Vivekānanda’s expansive case for Hinduism was helped by the fact that the concept itself was only around a century old by the late 1800s and remained somewhat flexible. Europeans in colonial-era India had used the term “Hindu” (derived from a Sanskrit word for the Indus River) to describe people on the subcontinent who did not belong to better-understood and apparently more clearly-defined traditions such as Christianity, Judaism and Islam. Indian reformers later used the term “Hinduism” to refer to a broad system of ideas and practices that went beyond “religion” in the narrow confessional sense familiar to modern Westerners and encompassed culture, identity and, in time, a sense of national political purpose.

In the decades running up to Indian independence in 1947, there was nervousness among religious minorities — particularly Muslims — about what this might mean for the role played by Hinduism in a future independent India. The country’s first Prime Minister, Jawaharlal Nehru, was among those who advocated for secularism and religious pluralism. Other forces in Indian politics, including the predecessor to Modi’s Bharatiya Janata Party (BJP), encouraged the idea that India is fundamentally a Hindu country and that its politics and institutions ought to reflect that fact.

The vexed politics of “Hinduism” in India — religious tradition versus a more encompassing cultural or national identity — has been mirrored in the West by arguments about yoga, one of whose earliest teachers was Swami Vivekānanda during visits to the United States. Is yoga essentially religious in character? If so, is it wrong to use it purely for its health benefits or to teach it in schools that are subject to rules about the separation of church and state? And given its origins in India, is there something morally wrong or at least a little unseemly about white Westerners making money from promoting it — or even practising it at all?

“Is yoga essentially religious in character?”

Just as these anxieties appear to be ebbing in the West — though concerns remain about shallow and overly-commercialised forms of yoga — Modi has been leading the charge to reclaim yoga for Indians, and for himself in particular. It is part of a broader push to promote traditional Indian culture at home and to leverage India’s spiritual wealth abroad as a soft power asset. Modi has already made much of his country as the home of Buddhism, finding it useful when dealing with Buddhist-influenced cultures around Asia, from Vietnam to Korea.

Modi’s critics worry about what this might mean for the secular and pluralist character of their democracy. When, in his 2014 speech to the UN General Assembly, Modi described yoga as a gift from “our ancient tradition”, who exactly was the implied “we”? Indians as a whole — or the country’s large Hindu majority? Modi and the BJP are suspected of using yoga as a means of encouraging people, both at home in India and abroad, to think of those two categories as more or less one and the same. That risks reinforcing the idea that India’s Muslims, Christians and Dalits — formerly referred to as “untouchables” and historically mistreated by upper-caste Hindus — are outsiders, potentially exposing them to yet more discrimination and violence. Modi is also accused of engaging in what one commentator memorably called “om-washing”: linking yoga to everything from world peace to a healthier climate while pursuing destructive policies on these and other issues.

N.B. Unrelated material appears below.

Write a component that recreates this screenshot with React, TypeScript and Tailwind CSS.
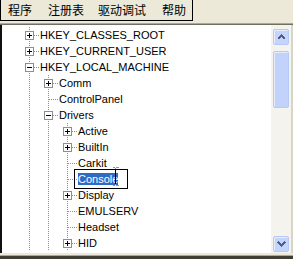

No doubt there will be those who regard worries over Modi’s appropriation of yoga as of no more consequence than hand-wringing in the West about wellness enthusiasts who like to greet each other with namaste gestures. Depending on your point of view, Indian soldiers performing yoga in freezing temperatures at the Siachen Glacier is either a step towards entrenching Hindu nationalism at the heart of Indian politics while provoking Pakistan — with whom India remains in dispute over sovereignty in the region — or simply a nice touch for International Yoga Day. Likewise, government bureaucrats and foreign diplomats in India taking up yoga, on Modi’s advice, may be regarded either as working on their general health or participating in a slow but steady narrowing of acceptable discourse in India.

Time will tell just how much or little this matters for India. As Modi enters his third term as prime minister, the argument over yoga seems set to extend to schools across the country. Some BJP-led regional administrations have already sought to make it mandatory among the nation’s children, prompting objections from defenders of India’s minorities and the country’s secular constitution. A Sun Salutation — or Surya Namaskar — may strike most as an innocent sequence of yoga moves. But “Surya” is both the sun and the Hindu solar deity, rendering the sequence controversial in the eyes of some Muslim groups in India.

Those wanting to see yoga’s influence diminished in Indian politics may hope that Modi’s Olympic dream comes true. Modi wants the Games to come to India in 2036, and for yoga to be included on the list of events alongside chess, kabaddi, kho kho, squash and T20 cricket. It may well prove divisive: plenty of yoga practitioners will no doubt object to what they see on display, just as large numbers of karate fans regarded its Olympic incarnation — when Tokyo hosted a delayed Games in 2021 — as “not proper karate”. A more potent message still would be sent if things take an Australian turn. The sight of an unfortunate competitor butchering their contribution — offering an unintentionally comic twist on the downward dog to rival Raygun’s kangaroo hop — might end up harming yoga’s global reputation.

In the shorter term, there seems little prospect that Modi will retire yoga as a pawn in India’s over-heated politics. Promoting ancient glories is a cheaper and more reliable way of winning hearts and minds than promising the earth politically, whether at home or abroad. And as long as the wellness boom is with us, so too will be that sweet spot where fitness, fulfilment and wisdom coincide — seasoned, dare it be said, with a dash of the exotic, courtesy of images of the far-away or the long-ago. For all the anxieties that it seems to be causing of late, in the West and in India, nothing promises to hit that spot quite like a good sweaty hour on a yoga mat.